◆ Data block:
* start *

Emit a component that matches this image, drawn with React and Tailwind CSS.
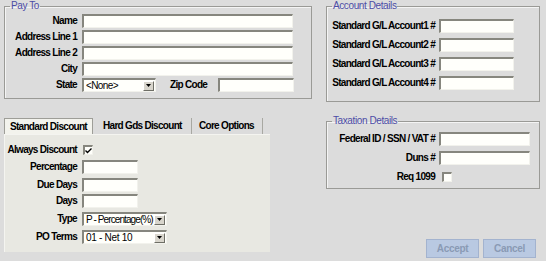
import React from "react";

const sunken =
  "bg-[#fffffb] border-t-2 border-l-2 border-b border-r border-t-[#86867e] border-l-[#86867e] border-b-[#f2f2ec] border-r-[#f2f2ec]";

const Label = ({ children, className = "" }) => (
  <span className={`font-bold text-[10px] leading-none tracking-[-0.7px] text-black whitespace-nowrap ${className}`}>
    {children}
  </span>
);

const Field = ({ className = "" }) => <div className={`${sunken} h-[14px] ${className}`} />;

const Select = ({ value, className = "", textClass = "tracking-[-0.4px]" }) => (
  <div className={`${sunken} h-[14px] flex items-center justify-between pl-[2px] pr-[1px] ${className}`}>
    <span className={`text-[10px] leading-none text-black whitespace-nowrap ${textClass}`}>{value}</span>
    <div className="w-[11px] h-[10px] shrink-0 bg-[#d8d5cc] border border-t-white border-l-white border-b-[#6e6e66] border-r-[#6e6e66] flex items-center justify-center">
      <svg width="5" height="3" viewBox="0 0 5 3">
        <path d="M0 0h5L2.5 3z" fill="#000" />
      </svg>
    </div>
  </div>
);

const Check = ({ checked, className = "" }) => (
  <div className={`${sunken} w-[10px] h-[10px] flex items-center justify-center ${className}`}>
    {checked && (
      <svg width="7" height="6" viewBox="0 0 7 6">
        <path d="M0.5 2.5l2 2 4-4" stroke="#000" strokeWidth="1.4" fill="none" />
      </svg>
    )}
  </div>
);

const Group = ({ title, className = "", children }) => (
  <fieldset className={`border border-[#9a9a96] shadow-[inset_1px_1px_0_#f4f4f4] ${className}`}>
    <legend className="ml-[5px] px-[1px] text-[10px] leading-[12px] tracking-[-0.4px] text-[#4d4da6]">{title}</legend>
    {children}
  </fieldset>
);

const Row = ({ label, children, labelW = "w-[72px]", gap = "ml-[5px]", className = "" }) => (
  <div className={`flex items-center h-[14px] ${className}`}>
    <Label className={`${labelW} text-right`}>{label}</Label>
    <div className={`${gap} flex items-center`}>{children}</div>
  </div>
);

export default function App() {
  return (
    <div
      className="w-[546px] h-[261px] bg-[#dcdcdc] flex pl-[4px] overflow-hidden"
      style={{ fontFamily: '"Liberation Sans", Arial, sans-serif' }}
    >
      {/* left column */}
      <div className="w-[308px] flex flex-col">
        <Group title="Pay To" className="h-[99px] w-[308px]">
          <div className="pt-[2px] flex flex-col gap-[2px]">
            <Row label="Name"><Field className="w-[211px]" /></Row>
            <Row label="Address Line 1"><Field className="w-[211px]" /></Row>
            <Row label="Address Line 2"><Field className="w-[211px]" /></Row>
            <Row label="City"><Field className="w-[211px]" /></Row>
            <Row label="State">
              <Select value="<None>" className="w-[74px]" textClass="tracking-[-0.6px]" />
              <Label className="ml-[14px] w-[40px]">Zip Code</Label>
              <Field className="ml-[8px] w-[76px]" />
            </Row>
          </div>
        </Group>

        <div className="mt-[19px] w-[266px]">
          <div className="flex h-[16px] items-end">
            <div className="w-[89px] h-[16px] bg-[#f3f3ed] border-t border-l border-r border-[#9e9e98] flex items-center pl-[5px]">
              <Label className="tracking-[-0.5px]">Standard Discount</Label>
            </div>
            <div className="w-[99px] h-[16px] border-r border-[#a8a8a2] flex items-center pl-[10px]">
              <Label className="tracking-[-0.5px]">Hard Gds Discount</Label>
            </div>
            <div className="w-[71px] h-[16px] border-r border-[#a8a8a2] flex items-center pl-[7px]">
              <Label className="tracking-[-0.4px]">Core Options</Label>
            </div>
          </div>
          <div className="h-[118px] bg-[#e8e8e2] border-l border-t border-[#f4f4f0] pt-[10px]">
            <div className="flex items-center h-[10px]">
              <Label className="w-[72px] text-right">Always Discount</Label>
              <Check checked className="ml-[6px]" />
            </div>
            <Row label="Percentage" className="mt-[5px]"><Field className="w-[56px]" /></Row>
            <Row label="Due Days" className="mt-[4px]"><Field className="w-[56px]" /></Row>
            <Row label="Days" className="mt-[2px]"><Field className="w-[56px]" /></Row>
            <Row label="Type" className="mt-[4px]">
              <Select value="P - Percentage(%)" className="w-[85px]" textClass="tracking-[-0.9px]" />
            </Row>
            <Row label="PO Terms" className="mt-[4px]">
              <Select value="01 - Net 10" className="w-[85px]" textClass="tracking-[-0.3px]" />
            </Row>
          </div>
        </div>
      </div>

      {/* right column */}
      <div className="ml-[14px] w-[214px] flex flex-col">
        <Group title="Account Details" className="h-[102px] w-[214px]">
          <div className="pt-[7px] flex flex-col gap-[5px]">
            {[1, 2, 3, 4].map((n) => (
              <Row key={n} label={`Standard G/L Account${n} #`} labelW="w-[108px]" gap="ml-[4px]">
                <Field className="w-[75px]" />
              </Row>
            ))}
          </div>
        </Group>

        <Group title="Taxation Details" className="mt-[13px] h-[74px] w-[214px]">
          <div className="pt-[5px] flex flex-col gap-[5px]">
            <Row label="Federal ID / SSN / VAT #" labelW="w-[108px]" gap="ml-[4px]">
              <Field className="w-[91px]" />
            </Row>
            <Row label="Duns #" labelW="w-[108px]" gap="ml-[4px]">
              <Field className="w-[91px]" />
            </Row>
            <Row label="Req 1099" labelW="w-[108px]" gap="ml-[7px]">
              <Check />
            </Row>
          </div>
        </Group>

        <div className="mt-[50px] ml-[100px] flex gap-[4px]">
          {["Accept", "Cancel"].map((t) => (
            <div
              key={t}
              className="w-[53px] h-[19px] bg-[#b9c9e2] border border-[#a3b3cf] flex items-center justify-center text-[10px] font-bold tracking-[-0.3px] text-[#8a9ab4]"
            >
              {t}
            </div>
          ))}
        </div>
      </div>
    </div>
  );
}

* end *

◆ Short exercise:
Keep every word of the data as it is when you write it out, but drop the pictures.

◆ Worked solution:
Emit a component that matches this image, drawn with React and Tailwind CSS.
import React from "react";

const sunken =
  "bg-[#fffffb] border-t-2 border-l-2 border-b border-r border-t-[#86867e] border-l-[#86867e] border-b-[#f2f2ec] border-r-[#f2f2ec]";

const Label = ({ children, className = "" }) => (
  <span className={`font-bold text-[10px] leading-none tracking-[-0.7px] text-black whitespace-nowrap ${className}`}>
    {children}
  </span>
);

const Field = ({ className = "" }) => <div className={`${sunken} h-[14px] ${className}`} />;

const Select = ({ value, className = "", textClass = "tracking-[-0.4px]" }) => (
  <div className={`${sunken} h-[14px] flex items-center justify-between pl-[2px] pr-[1px] ${className}`}>
    <span className={`text-[10px] leading-none text-black whitespace-nowrap ${textClass}`}>{value}</span>
    <div className="w-[11px] h-[10px] shrink-0 bg-[#d8d5cc] border border-t-white border-l-white border-b-[#6e6e66] border-r-[#6e6e66] flex items-center justify-center">
      <svg width="5" height="3" viewBox="0 0 5 3">
        <path d="M0 0h5L2.5 3z" fill="#000" />
      </svg>
    </div>
  </div>
);

const Check = ({ checked, className = "" }) => (
  <div className={`${sunken} w-[10px] h-[10px] flex items-center justify-center ${className}`}>
    {checked && (
      <svg width="7" height="6" viewBox="0 0 7 6">
        <path d="M0.5 2.5l2 2 4-4" stroke="#000" strokeWidth="1.4" fill="none" />
      </svg>
    )}
  </div>
);

const Group = ({ title, className = "", children }) => (
  <fieldset className={`border border-[#9a9a96] shadow-[inset_1px_1px_0_#f4f4f4] ${className}`}>
    <legend className="ml-[5px] px-[1px] text-[10px] leading-[12px] tracking-[-0.4px] text-[#4d4da6]">{title}</legend>
    {children}
  </fieldset>
);

const Row = ({ label, children, labelW = "w-[72px]", gap = "ml-[5px]", className = "" }) => (
  <div className={`flex items-center h-[14px] ${className}`}>
    <Label className={`${labelW} text-right`}>{label}</Label>
    <div className={`${gap} flex items-center`}>{children}</div>
  </div>
);

export default function App() {
  return (
    <div
      className="w-[546px] h-[261px] bg-[#dcdcdc] flex pl-[4px] overflow-hidden"
      style={{ fontFamily: '"Liberation Sans", Arial, sans-serif' }}
    >
      {/* left column */}
      <div className="w-[308px] flex flex-col">
        <Group title="Pay To" className="h-[99px] w-[308px]">
          <div className="pt-[2px] flex flex-col gap-[2px]">
            <Row label="Name"><Field className="w-[211px]" /></Row>
            <Row label="Address Line 1"><Field className="w-[211px]" /></Row>
            <Row label="Address Line 2"><Field className="w-[211px]" /></Row>
            <Row label="City"><Field className="w-[211px]" /></Row>
            <Row label="State">
              <Select value="<None>" className="w-[74px]" textClass="tracking-[-0.6px]" />
              <Label className="ml-[14px] w-[40px]">Zip Code</Label>
              <Field className="ml-[8px] w-[76px]" />
            </Row>
          </div>
        </Group>

        <div className="mt-[19px] w-[266px]">
          <div className="flex h-[16px] items-end">
            <div className="w-[89px] h-[16px] bg-[#f3f3ed] border-t border-l border-r border-[#9e9e98] flex items-center pl-[5px]">
              <Label className="tracking-[-0.5px]">Standard Discount</Label>
            </div>
            <div className="w-[99px] h-[16px] border-r border-[#a8a8a2] flex items-center pl-[10px]">
              <Label className="tracking-[-0.5px]">Hard Gds Discount</Label>
            </div>
            <div className="w-[71px] h-[16px] border-r border-[#a8a8a2] flex items-center pl-[7px]">
              <Label className="tracking-[-0.4px]">Core Options</Label>
            </div>
          </div>
          <div className="h-[118px] bg-[#e8e8e2] border-l border-t border-[#f4f4f0] pt-[10px]">
            <div className="flex items-center h-[10px]">
              <Label className="w-[72px] text-right">Always Discount</Label>
              <Check checked className="ml-[6px]" />
            </div>
            <Row label="Percentage" className="mt-[5px]"><Field className="w-[56px]" /></Row>
            <Row label="Due Days" className="mt-[4px]"><Field className="w-[56px]" /></Row>
            <Row label="Days" className="mt-[2px]"><Field className="w-[56px]" /></Row>
            <Row label="Type" className="mt-[4px]">
              <Select value="P - Percentage(%)" className="w-[85px]" textClass="tracking-[-0.9px]" />
            </Row>
            <Row label="PO Terms" className="mt-[4px]">
              <Select value="01 - Net 10" className="w-[85px]" textClass="tracking-[-0.3px]" />
            </Row>
          </div>
        </div>
      </div>

      {/* right column */}
      <div className="ml-[14px] w-[214px] flex flex-col">
        <Group title="Account Details" className="h-[102px] w-[214px]">
          <div className="pt-[7px] flex flex-col gap-[5px]">
            {[1, 2, 3, 4].map((n) => (
              <Row key={n} label={`Standard G/L Account${n} #`} labelW="w-[108px]" gap="ml-[4px]">
                <Field className="w-[75px]" />
              </Row>
            ))}
          </div>
        </Group>

        <Group title="Taxation Details" className="mt-[13px] h-[74px] w-[214px]">
          <div className="pt-[5px] flex flex-col gap-[5px]">
            <Row label="Federal ID / SSN / VAT #" labelW="w-[108px]" gap="ml-[4px]">
              <Field className="w-[91px]" />
            </Row>
            <Row label="Duns #" labelW="w-[108px]" gap="ml-[4px]">
              <Field className="w-[91px]" />
            </Row>
            <Row label="Req 1099" labelW="w-[108px]" gap="ml-[7px]">
              <Check />
            </Row>
          </div>
        </Group>

        <div className="mt-[50px] ml-[100px] flex gap-[4px]">
          {["Accept", "Cancel"].map((t) => (
            <div
              key={t}
              className="w-[53px] h-[19px] bg-[#b9c9e2] border border-[#a3b3cf] flex items-center justify-center text-[10px] font-bold tracking-[-0.3px] text-[#8a9ab4]"
            >
              {t}
            </div>
          ))}
        </div>
      </div>
    </div>
  );
}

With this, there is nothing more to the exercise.